PM: I wonder what observations you could make about your intentional engagement with specific forms and modes, say, the zuihitsu, and what I imagine could be a residual or lasting effect on your writing when you’re not engaging with those ways of making specifically or intentionally.

KH: The zuihitsu is a form I had studied in college then tried to write when invited to participate in a millennial celebration of Sei Shonagon (Poetry Project). Even though I studied the form, albeit in translation, I couldn’t find any definition—really more descriptions. When asked what the form is, I describe what I’ve learned but advise the writer to read the classic texts of Sei Shonagon and Kenko. (The result by Americans has been a confident hodgepodge!) But that wasn’t your question! Also, not your question: at one point I wanted to try writing monostich but ended up using tanka as my model, as rendered in one line, not lineated, specifically those by Princess Shikishi, translated by Hiroaki Sato.

But as far as a lasting effect … I am a hybrid myself, literally, so mixing traditions has made sense for me. Embodied sense. After all, writers such as Eliot mixed traditions without blinking. The lasting effect has been to continue deepening the influence of Japanese poetics: I will recognize a facet such as the tanka version of a pivot, then pursue it. I haven’t quite gotten to the place I want.

PM: Surely the approaches you’ve described have allowed your work to be so wonderfully varied over the years. Are there particular anxieties that you work through to get to something new?

KH: I once thought it a weakness to have such variation, and now I guess it doesn’t matter so much as it is what I do. I mean, we can’t all be Emily Dickinson. In general, I try to avoid anxiety by writing all the time so I am not stymied by it. The rule, and perhaps a way to work against anxiety, is that the poems must be moving. If I don’t care, why should anyone else? On the other hand, though, at times it does bother me that I am not writing overtly political poems as I did in my earlier work such as Volatile and poems in my other Hanging Loose collections. But I know the being bothered will trick something out. Also, I do at least respond to current events with occasional poems.

PM: What do you feel is unknown to you now, that you find yourself reaching toward in your writing?

KH: I am still writing elegies for my mother after some 30 years. But now I am thinking of my part, my role in death: how I will join her one day, that is, if that is possible and in what form. This is a through-line in my forthcoming full-length collection, Foreign Bodies.

PM: In your new chapbook Brood you write, “The more one reminisces, the more one revises.” Could you say more about this here?

KH: I guess I mean that in the process of recollection, the subconscious steps in to inform and reshape a memory. How lovely to leave oneself open to that current. To that unstable realm from which dreams emerge.

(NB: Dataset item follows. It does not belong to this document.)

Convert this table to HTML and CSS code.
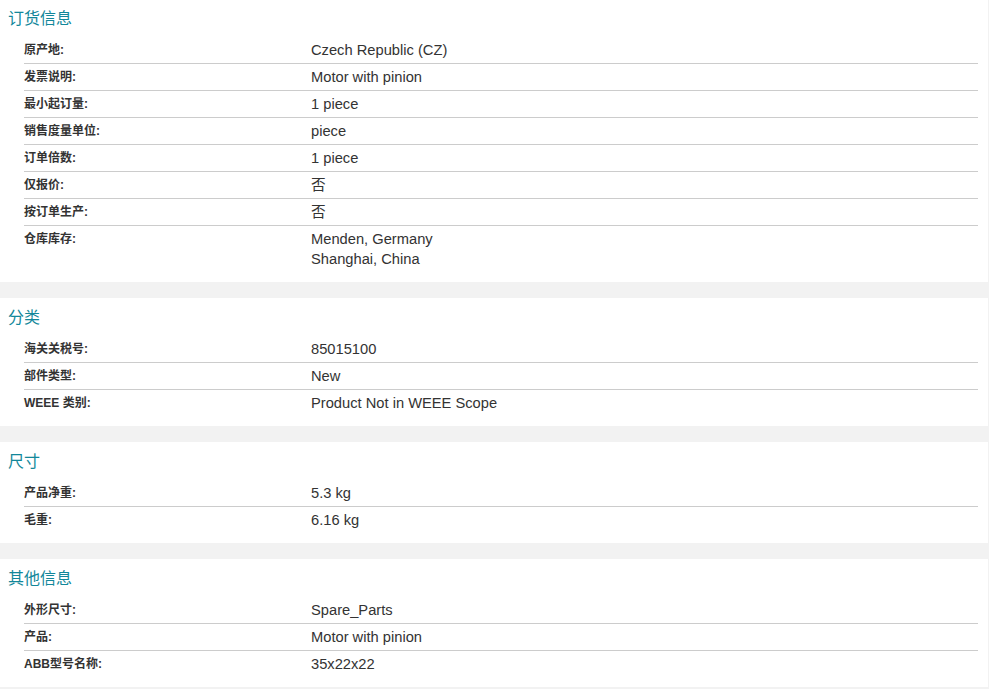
FILE: index.html
```html
<!DOCTYPE html>
<html lang="zh">
<head>
<meta charset="utf-8">
<title>产品信息</title>
<link rel="stylesheet" href="styles.css">
</head>
<body>
<div class="page">
  <section class="section first">
    <h2 class="title">订货信息</h2>
    <div class="rows">
      <div class="row"><div class="label">原产地:</div><div class="value">Czech Republic (CZ)</div></div>
      <div class="row"><div class="label">发票说明:</div><div class="value">Motor with pinion</div></div>
      <div class="row"><div class="label">最小起订量:</div><div class="value">1 piece</div></div>
      <div class="row"><div class="label">销售度量单位:</div><div class="value">piece</div></div>
      <div class="row"><div class="label">订单倍数:</div><div class="value">1 piece</div></div>
      <div class="row"><div class="label">仅报价:</div><div class="value">否</div></div>
      <div class="row"><div class="label">按订单生产:</div><div class="value">否</div></div>
      <div class="row"><div class="label">仓库库存:</div><div class="value">Menden, Germany<br>Shanghai, China</div></div>
    </div>
  </section>
  <section class="section">
    <h2 class="title">分类</h2>
    <div class="rows">
      <div class="row"><div class="label">海关关税号:</div><div class="value">85015100</div></div>
      <div class="row"><div class="label">部件类型:</div><div class="value">New</div></div>
      <div class="row"><div class="label">WEEE 类别:</div><div class="value">Product Not in WEEE Scope</div></div>
    </div>
  </section>
  <section class="section">
    <h2 class="title">尺寸</h2>
    <div class="rows">
      <div class="row"><div class="label">产品净重:</div><div class="value">5.3 kg</div></div>
      <div class="row"><div class="label">毛重:</div><div class="value">6.16 kg</div></div>
    </div>
  </section>
  <section class="section">
    <h2 class="title">其他信息</h2>
    <div class="rows">
      <div class="row"><div class="label">外形尺寸:</div><div class="value">Spare_Parts</div></div>
      <div class="row"><div class="label">产品:</div><div class="value">Motor with pinion</div></div>
      <div class="row"><div class="label">ABB型号名称:</div><div class="value">35x22x22</div></div>
    </div>
  </section>
</div>
</body>
</html>
```

FILE: styles.css
```css
html, body {
  margin: 0;
  padding: 0;
  background: #f2f2f2;
}
body {
  font-family: "Liberation Sans", Arial, "Noto Sans CJK SC", sans-serif;
  color: #333;
}
.page {
  display: flex;
  flex-direction: column;
  gap: 16px;
  width: 988px;
}
.section {
  background: #fff;
  padding: 8px 10px 10px 0;
}
.section.first {
  padding-top: 7px;
}
.title {
  margin: 0 0 7px 8px;
  padding-top: 1px;
  font-size: 16px;
  line-height: 22px;
  font-weight: normal;
  color: #12879a;
}
.rows {
  margin-left: 24px;
}
.row {
  display: flex;
  padding: 3px 0;
  border-bottom: 1px solid #cccccc;
}
.row:last-child {
  border-bottom: none;
}
.label {
  width: 287px;
  flex: none;
  font-size: 12px;
  font-weight: bold;
  line-height: 20px;
  color: #333;
}
.value {
  font-size: 14.7px;
  line-height: 20px;
  color: #333;
}
```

PM: In your last full-length collection Brain Fever you introduce neuroscience as a lens through which to engage with your personal experience, and I wonder how this has altered your thinking about yourself, your world, your subject matter?

KH: I guess I should say it didn’t. I’m attracted to scientific language because it is exotic. Just like “the marshes of Sonaput.” I didn’t grow up around a lot of science. In fact, I kept taking the same science course again in high school and college to avoid it in a sense. But the language to me is a portal, so if I start with one word, that’s the permission—it will lead me somewhere else. So I knew nothing about, for example, cognitive science before I started, and I still know nothing about it, although I did read many gorgeous articles. It isn’t that I know nothing, but I wouldn’t say that I know anything. But I did want to play with dream theory. I wanted to play with the idea of where consciousness resides. And, I mean, all that is interesting, but I get through it by using phrases and words from those disciplines and fields to move into other areas. They are triggering factors for me, but I wouldn’t say I could speak on any of those sciences with any kind of authority at all. A poet friend has called me a magpie, and as such, one bright trinket is as good as the next. I suppose the point is—as point of departure or reference—that glittering object.